Include the line containing "16l8.5 8.5M737.5 16l-8.5" and all lines before it, repeated exactly from the listing below, without pictures.
>>>>
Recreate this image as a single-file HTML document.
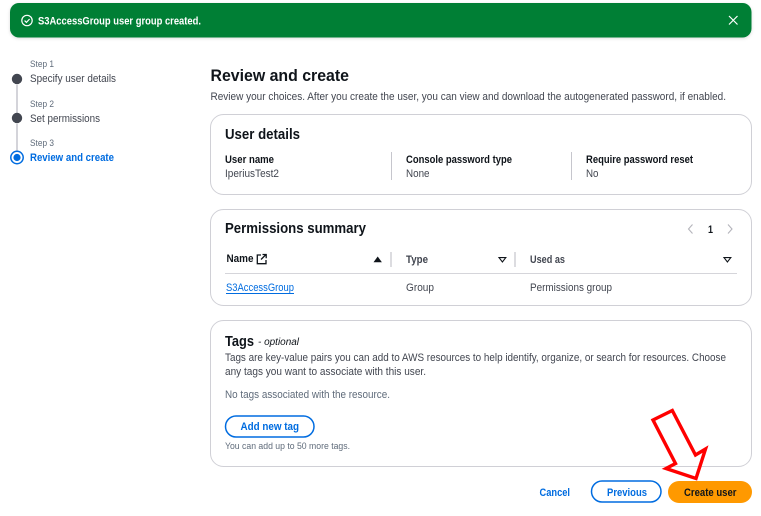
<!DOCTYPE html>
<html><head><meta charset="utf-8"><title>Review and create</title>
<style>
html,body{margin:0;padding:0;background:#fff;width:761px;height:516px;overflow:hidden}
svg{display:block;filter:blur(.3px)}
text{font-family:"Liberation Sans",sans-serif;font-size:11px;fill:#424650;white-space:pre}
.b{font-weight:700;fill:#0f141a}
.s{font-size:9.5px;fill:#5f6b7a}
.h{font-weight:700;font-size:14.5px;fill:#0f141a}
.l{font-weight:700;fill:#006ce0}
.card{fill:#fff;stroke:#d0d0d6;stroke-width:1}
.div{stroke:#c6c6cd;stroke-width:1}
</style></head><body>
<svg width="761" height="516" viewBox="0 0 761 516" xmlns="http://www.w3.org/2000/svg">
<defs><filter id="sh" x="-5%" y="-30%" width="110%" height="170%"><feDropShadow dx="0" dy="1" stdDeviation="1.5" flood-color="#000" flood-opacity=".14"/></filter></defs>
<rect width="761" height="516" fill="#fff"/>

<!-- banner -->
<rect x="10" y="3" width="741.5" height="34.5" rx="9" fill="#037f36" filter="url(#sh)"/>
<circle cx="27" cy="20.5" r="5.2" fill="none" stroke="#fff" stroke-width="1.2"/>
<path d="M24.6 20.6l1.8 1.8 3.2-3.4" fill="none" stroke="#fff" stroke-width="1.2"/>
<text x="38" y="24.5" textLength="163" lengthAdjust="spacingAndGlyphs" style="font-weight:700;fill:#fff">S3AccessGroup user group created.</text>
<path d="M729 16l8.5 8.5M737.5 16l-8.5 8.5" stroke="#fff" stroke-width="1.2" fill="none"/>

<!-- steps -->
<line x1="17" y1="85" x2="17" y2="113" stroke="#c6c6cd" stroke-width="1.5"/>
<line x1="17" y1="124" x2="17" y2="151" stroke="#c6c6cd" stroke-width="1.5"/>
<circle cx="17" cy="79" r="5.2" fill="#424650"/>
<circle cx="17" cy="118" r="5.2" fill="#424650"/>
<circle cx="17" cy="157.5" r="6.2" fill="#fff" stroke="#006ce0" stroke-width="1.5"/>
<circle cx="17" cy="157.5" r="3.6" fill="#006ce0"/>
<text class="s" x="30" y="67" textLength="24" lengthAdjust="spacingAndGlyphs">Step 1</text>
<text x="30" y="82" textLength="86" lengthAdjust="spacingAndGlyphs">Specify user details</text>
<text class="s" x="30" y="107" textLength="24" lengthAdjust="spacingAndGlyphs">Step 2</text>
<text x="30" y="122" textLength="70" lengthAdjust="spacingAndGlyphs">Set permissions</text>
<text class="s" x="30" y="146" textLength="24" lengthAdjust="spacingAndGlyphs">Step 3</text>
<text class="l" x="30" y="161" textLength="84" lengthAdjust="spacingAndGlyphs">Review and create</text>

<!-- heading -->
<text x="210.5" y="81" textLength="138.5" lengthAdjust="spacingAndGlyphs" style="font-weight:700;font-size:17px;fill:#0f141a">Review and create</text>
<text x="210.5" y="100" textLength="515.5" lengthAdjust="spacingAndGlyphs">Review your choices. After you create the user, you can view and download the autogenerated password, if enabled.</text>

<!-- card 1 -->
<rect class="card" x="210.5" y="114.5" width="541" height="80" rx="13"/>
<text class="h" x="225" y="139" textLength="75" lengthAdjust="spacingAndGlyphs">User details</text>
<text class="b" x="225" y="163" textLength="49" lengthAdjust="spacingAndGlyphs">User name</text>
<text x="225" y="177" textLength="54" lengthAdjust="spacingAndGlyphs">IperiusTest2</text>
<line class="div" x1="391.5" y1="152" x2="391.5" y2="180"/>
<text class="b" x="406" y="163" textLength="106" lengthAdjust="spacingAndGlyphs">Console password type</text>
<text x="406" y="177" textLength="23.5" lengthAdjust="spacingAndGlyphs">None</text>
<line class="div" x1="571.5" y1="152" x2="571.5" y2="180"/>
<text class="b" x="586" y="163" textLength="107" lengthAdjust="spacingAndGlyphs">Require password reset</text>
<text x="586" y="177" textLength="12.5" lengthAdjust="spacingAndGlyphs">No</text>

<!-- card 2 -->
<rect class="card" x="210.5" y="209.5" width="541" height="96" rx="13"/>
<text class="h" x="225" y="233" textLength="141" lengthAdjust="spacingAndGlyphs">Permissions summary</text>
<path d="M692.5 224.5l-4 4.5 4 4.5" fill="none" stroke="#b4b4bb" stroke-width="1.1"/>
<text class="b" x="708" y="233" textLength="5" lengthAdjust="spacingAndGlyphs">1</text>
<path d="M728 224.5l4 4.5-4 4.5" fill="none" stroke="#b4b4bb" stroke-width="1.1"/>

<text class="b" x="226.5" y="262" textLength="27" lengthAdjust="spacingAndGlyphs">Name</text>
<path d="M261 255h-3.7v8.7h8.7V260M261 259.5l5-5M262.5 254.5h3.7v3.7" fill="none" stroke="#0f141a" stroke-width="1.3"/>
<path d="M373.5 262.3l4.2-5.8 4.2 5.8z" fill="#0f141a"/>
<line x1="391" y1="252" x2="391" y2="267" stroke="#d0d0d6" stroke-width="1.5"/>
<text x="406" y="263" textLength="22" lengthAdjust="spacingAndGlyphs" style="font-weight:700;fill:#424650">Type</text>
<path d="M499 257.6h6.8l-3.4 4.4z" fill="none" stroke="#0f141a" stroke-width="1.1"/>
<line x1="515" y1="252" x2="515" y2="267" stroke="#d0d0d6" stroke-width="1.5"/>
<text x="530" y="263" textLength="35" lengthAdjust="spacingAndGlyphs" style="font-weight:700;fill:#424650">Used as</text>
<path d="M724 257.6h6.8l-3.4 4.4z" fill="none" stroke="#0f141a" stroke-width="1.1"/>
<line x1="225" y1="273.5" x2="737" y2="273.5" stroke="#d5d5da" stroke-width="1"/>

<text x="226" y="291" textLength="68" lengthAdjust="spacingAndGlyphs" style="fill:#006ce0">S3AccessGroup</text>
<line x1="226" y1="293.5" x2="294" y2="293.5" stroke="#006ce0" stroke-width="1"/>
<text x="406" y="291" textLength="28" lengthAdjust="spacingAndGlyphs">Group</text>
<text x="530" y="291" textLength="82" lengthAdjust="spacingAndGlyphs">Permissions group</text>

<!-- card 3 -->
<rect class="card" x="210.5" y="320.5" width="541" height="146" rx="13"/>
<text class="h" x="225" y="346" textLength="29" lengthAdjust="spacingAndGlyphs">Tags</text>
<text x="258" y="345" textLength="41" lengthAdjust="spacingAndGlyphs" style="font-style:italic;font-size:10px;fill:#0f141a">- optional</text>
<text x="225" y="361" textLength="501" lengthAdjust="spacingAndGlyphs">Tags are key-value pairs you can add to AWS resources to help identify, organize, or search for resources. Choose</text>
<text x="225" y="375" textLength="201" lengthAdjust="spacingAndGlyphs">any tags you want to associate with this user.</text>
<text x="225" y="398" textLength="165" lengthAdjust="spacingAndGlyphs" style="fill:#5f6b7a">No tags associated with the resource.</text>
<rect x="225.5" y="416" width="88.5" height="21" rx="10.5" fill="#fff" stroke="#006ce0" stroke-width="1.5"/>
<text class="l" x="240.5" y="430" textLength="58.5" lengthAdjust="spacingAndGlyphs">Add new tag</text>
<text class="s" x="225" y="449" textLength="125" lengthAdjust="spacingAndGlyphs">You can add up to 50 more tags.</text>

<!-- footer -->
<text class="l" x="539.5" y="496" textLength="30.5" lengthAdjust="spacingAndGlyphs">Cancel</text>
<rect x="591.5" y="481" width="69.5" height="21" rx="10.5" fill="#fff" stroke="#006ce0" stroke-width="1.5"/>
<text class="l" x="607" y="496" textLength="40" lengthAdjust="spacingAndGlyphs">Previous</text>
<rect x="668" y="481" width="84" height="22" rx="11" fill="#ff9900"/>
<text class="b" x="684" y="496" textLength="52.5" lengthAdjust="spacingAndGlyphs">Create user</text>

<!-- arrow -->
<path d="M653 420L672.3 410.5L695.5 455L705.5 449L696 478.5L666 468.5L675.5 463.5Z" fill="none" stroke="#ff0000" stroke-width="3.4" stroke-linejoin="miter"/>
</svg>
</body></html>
<<<<
→ REPLY TO THE EXERCISE
Recreate this image as a single-file HTML document.
<!DOCTYPE html>
<html><head><meta charset="utf-8"><title>Review and create</title>
<style>
html,body{margin:0;padding:0;background:#fff;width:761px;height:516px;overflow:hidden}
svg{display:block;filter:blur(.3px)}
text{font-family:"Liberation Sans",sans-serif;font-size:11px;fill:#424650;white-space:pre}
.b{font-weight:700;fill:#0f141a}
.s{font-size:9.5px;fill:#5f6b7a}
.h{font-weight:700;font-size:14.5px;fill:#0f141a}
.l{font-weight:700;fill:#006ce0}
.card{fill:#fff;stroke:#d0d0d6;stroke-width:1}
.div{stroke:#c6c6cd;stroke-width:1}
</style></head><body>
<svg width="761" height="516" viewBox="0 0 761 516" xmlns="http://www.w3.org/2000/svg">
<defs><filter id="sh" x="-5%" y="-30%" width="110%" height="170%"><feDropShadow dx="0" dy="1" stdDeviation="1.5" flood-color="#000" flood-opacity=".14"/></filter></defs>
<rect width="761" height="516" fill="#fff"/>

<!-- banner -->
<rect x="10" y="3" width="741.5" height="34.5" rx="9" fill="#037f36" filter="url(#sh)"/>
<circle cx="27" cy="20.5" r="5.2" fill="none" stroke="#fff" stroke-width="1.2"/>
<path d="M24.6 20.6l1.8 1.8 3.2-3.4" fill="none" stroke="#fff" stroke-width="1.2"/>
<text x="38" y="24.5" textLength="163" lengthAdjust="spacingAndGlyphs" style="font-weight:700;fill:#fff">S3AccessGroup user group created.</text>
<path d="M729 16l8.5 8.5M737.5 16l-8.5 8.5" stroke="#fff" stroke-width="1.2" fill="none"/>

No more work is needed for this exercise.